The newest AO-22 type ships, AO 105-109, were selected for the FY 1963 and 1964 conversions. In these ships the bow, stern, and midship house were separated from the old mid-section and attached to a new 394-foot one that increased the ships' length by 91 feet. Other improvements included a new large counterbalanced rudder, new shorter propeller shafts, and updated fueling and replenishment at sea equipment that used electro hydraulic instead of steam winches. A new auxiliary generator plant consisting of three large diesel generators with a tall exhaust trunk forward of the aft superstructure was installed to power the new winches and pumps during replenishment, and with this load taken off of the steam plant the replenishment speed of the ships rose from about 12-13 to 15-16 knots. The ships had four fueling stations and one sliding block cargo transfer station to port and two fueling stations and one cargo station to starboard. Initially only a helo VERTREP pickup spot forward was fitted, but later in their careers many of these ships had the refueling station ahead of the bridge deleted, clearing more deck space for full helicopter operations. The contracts for the two FY 1963 ships (AO-106 and 109) were awarded on 7 March 1963 to the Lockheed Aircraft Corp. for its subsidiary, the Puget Sound Bridge and Dry Dock Co., Harbor Island, Seattle, Wash., and the contracts for the three FY 1964 ships were awarded on 26 November 1963 to the American Shipbuilding Co., Lorain, Ohio., with preparatory and post-conversion work being done at NSY Boston. The three FY 1965 ships were converted to a different design that added some refrigerated and dry stores and ammunition to the tankers' usual fuel oil and jet and diesel fuel, and these conversions are covered separately here as the AO 51 Jumbo class.

Ship Notes:
105MISPILLION2701FY 1964 (conversion). Jumboized at American SB, Lorain, Ohio. New mid-section begun at Lorain 30 Mar 64. Ship placed in commission in reserve at Lorain on 16 April 1965 shortly after arrival. Conversion completed at NSY Boston 1 Jun 1966. Decomm. and to MSC 26 Jul 1974. To NDRF 8 Feb 1990. Withdrawn 5 Jan 2012, arrived at Brownsville 4 Mar 2012 to BU.

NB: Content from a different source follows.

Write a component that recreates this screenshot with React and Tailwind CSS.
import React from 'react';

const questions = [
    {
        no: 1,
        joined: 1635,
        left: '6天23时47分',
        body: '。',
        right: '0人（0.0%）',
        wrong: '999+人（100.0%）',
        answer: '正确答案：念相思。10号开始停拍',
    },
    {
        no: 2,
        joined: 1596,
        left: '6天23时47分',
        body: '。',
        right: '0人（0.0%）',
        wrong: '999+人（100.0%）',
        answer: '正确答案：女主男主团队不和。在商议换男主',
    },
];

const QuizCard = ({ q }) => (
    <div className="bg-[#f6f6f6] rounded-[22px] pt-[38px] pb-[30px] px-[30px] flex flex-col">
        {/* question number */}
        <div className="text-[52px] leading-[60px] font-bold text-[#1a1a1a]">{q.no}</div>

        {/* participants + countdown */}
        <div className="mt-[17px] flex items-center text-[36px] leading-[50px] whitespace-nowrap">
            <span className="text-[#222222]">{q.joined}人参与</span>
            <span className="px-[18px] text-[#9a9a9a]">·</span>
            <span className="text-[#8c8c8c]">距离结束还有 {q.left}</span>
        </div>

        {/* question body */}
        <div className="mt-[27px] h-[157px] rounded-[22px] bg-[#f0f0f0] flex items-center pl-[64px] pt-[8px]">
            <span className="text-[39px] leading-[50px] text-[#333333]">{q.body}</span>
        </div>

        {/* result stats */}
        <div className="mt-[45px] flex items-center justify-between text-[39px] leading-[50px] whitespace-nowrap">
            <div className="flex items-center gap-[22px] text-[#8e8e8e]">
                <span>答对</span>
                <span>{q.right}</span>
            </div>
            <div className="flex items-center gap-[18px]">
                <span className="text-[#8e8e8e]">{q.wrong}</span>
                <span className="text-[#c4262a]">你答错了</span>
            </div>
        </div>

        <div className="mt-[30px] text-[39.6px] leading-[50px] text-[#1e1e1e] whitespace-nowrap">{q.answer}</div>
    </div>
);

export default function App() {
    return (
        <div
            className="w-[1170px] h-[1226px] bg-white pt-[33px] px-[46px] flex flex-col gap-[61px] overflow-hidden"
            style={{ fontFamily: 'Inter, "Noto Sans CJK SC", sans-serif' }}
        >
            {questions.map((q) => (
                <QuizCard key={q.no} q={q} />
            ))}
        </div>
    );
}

106NAVASOTA2702FY 1963 (conversion). Jumboized at the Puget Sound Bridge and Dry Dock Co., Seattle, Wash. New mid-section laid down 27 May 1963 and launched 11 Aug 1963 by the Kawasaki Dockyard Co., Kobe, Japan. Ship departed Long Beach 14 Nov 1963 for NSY Bremerton, then entered Puget Sound Bridge and Drydock Co. (Lockheed), Harbor Island, Seattle for the conversion. Her amidships deckhouse was transferred to the new bow/mid-section by heavy lift crane 9 Jan 1964. Conversion completed 28 Dec 1964. Decomm. and to MSC 13 Aug 1975. Out of service 2 Oct 1991, to NDRF 19 Nov 1991. Withdrawn from NDRF 14 Nov 1995 for delivery to Navy buyer.
107PASSUMPSIC2703FY 1964 (conversion). Jumboized at American SB, Lorain, Ohio. New mid-section begun at Lorain 2 Mar 1964. Ship departed Long Beach 12 Oct 1964 for the Great Lakes with a stop at the Boston Navy Yard for preliminary work. Placed "in commission, in reserve" 26 Nov 1964 at Lorain with a nucleus crew of 4 officers and 28 men. Departed Lorain 22 Nov 1965 with a merchant marine master and civilian crew and arrived at Boston 1 Dec 1965. Conversion completed at NSY Boston 15 Dec 1965. Decomm. and to MSC 24 Jul 1973. At Subic Bay during eruption of Mt. Pinatubo 15 Jun 1991 and underway replenishment gear rendered unusable by corrosive ash. To NDRF 18 Dec 1991 for immediate sale at Yokohama, Japan.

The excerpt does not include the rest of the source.